__REQUIREMENTS__: Each line from the top of the listing through the one holding "import React from" should be restated word for word, with nothing added and no pictures.
---------- DATA PROVIDED
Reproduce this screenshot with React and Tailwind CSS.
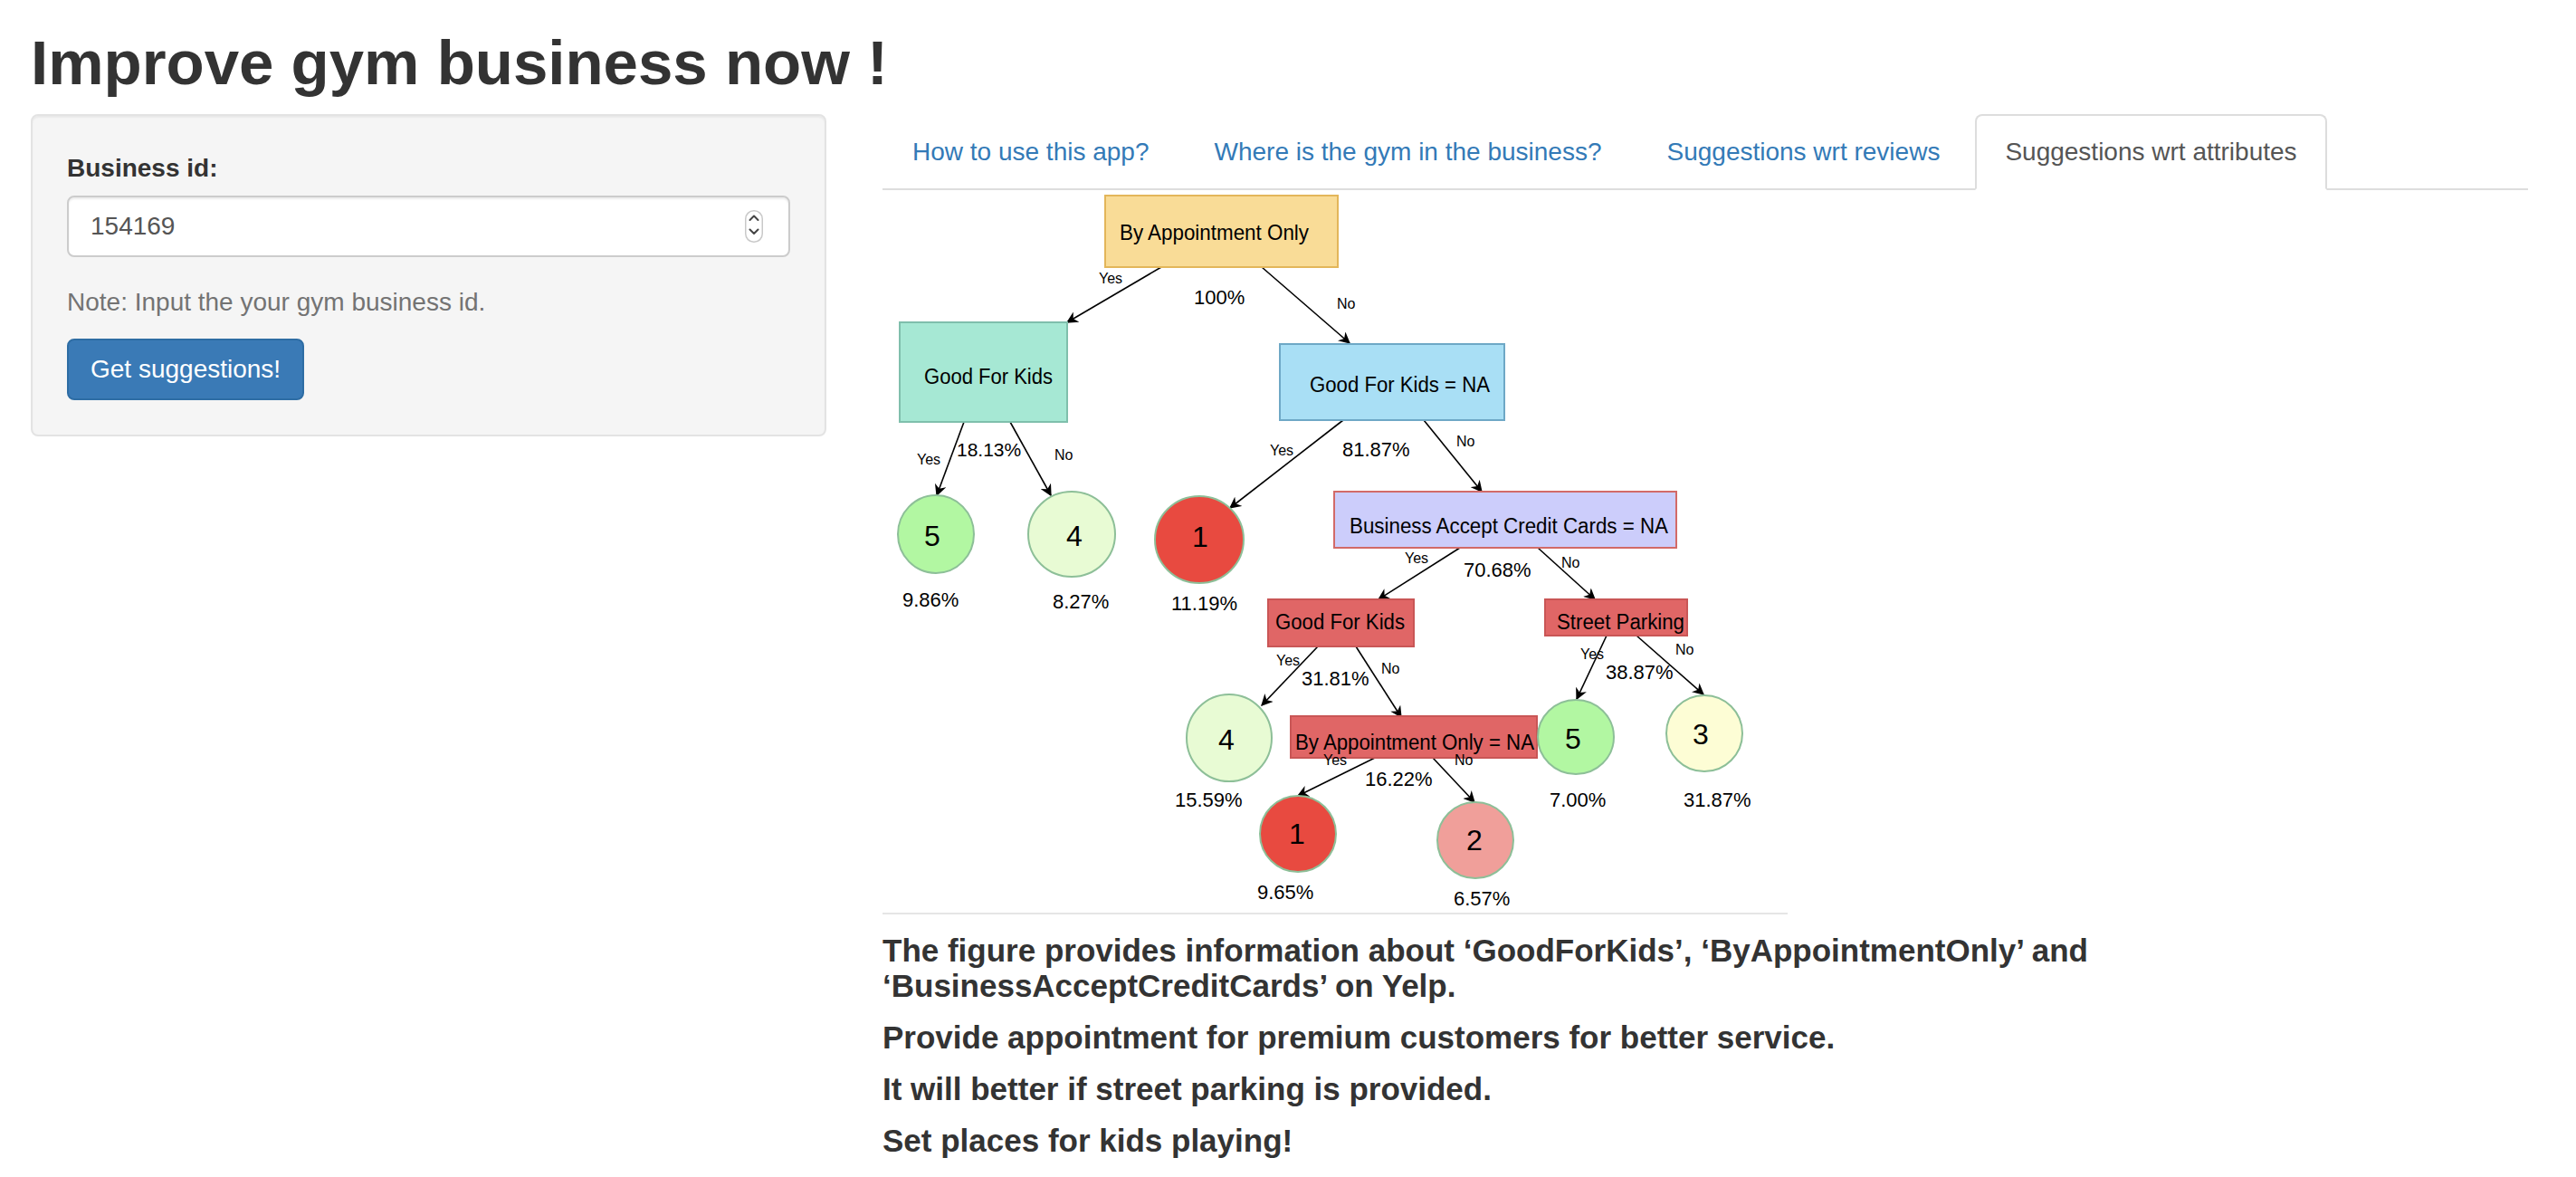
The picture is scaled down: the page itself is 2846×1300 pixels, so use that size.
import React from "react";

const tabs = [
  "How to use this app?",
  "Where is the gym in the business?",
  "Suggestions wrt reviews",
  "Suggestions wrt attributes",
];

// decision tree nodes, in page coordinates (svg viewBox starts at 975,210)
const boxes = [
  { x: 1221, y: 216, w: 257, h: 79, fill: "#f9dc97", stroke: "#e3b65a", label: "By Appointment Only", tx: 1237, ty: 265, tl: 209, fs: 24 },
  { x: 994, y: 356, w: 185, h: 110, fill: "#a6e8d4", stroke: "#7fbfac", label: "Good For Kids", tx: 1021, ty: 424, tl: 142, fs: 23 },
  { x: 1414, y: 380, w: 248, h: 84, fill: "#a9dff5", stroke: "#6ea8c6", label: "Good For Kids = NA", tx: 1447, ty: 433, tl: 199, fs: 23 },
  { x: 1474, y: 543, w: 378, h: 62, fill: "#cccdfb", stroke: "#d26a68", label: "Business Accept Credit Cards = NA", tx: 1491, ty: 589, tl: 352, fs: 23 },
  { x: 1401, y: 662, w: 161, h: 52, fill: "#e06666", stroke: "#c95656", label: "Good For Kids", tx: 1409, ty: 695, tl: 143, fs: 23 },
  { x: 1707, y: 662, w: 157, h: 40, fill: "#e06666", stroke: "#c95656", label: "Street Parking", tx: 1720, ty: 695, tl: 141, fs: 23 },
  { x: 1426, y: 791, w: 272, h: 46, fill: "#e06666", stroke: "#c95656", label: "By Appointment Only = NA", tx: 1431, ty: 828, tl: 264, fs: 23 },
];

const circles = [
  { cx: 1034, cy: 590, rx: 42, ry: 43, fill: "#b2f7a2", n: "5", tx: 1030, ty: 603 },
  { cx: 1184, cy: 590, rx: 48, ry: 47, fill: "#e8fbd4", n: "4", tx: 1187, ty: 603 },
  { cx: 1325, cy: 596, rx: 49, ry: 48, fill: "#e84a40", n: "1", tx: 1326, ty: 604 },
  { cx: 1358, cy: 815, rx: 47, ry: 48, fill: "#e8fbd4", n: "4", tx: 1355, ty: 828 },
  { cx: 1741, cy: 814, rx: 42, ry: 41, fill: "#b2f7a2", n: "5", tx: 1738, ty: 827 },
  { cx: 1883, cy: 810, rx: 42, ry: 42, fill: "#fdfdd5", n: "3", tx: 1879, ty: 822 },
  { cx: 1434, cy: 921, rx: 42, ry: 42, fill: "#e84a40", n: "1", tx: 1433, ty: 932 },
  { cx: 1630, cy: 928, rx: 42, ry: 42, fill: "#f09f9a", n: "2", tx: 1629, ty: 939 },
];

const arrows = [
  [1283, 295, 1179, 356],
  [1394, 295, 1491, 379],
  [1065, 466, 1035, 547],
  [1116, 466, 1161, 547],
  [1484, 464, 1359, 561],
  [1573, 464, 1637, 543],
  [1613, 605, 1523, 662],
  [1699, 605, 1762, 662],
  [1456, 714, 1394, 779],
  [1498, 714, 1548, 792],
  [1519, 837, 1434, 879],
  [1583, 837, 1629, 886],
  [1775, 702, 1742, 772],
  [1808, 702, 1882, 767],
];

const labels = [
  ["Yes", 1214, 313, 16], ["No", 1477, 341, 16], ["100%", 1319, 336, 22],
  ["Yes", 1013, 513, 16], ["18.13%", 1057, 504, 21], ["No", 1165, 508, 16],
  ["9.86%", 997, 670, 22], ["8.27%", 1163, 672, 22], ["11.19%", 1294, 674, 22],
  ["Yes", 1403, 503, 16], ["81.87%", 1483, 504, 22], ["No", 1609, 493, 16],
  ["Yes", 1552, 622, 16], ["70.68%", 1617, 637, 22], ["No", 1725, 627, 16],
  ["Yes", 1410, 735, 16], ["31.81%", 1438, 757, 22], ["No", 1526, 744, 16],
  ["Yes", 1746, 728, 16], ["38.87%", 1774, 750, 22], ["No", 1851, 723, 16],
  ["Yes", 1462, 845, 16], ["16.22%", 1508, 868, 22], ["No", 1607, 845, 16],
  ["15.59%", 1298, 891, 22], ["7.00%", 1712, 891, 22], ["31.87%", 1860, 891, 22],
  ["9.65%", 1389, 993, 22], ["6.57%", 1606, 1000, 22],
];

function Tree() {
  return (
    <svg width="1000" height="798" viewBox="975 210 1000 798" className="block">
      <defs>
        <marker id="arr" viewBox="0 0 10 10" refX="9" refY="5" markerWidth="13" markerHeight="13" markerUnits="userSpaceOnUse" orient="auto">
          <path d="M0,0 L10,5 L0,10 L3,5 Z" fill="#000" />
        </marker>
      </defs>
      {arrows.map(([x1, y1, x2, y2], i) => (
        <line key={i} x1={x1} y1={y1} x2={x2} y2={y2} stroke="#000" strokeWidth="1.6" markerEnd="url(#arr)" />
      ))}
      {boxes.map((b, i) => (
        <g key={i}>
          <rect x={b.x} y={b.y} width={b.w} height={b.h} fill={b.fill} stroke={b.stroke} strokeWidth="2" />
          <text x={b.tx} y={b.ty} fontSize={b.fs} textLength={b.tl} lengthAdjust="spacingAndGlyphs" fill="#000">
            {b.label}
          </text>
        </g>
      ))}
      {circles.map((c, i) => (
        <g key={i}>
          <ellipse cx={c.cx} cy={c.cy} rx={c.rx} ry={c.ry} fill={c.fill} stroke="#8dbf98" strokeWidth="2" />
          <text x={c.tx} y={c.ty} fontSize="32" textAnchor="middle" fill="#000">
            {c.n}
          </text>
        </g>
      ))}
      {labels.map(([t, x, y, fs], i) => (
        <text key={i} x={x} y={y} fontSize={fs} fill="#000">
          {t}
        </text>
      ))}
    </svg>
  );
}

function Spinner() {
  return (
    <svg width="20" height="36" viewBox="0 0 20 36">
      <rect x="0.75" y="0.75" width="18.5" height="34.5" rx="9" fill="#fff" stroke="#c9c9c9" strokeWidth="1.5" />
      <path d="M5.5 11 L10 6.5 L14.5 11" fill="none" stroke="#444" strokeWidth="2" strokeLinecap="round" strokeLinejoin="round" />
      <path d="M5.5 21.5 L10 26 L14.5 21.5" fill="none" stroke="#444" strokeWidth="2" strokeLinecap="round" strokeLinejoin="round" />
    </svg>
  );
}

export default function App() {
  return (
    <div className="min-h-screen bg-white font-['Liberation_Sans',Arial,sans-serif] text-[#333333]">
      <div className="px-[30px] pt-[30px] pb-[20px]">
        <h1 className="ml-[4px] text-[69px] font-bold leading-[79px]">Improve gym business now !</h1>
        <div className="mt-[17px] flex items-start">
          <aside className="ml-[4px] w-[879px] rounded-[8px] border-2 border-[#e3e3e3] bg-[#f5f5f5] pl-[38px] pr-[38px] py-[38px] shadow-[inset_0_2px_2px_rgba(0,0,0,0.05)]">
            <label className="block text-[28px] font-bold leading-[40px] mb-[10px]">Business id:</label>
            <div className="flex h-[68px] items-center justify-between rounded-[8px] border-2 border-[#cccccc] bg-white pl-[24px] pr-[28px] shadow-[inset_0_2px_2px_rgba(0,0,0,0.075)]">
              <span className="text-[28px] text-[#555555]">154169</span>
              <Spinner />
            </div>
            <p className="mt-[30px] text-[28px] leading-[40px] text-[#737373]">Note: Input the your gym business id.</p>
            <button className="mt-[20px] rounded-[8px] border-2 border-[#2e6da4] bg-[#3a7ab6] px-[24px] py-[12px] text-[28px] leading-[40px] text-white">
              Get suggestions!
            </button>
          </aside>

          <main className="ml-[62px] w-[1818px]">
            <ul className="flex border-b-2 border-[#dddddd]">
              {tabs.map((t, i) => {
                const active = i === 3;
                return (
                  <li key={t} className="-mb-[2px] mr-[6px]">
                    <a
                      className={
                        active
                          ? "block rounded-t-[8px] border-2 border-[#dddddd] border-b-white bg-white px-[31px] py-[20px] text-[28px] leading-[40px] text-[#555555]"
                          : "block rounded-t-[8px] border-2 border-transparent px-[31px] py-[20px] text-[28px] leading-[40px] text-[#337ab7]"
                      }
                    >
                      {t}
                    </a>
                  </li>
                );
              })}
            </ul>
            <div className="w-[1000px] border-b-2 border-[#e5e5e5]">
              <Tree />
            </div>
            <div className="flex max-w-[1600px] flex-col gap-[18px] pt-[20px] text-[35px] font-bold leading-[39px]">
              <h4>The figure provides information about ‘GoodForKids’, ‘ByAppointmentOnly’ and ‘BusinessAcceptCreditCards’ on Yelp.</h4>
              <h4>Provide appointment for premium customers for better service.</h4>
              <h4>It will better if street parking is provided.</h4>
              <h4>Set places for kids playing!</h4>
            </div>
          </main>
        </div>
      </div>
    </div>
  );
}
--------------------
__CORRECT RESPONSE__:
Reproduce this screenshot with React and Tailwind CSS.
The picture is scaled down: the page itself is 2846×1300 pixels, so use that size.
import React from "react";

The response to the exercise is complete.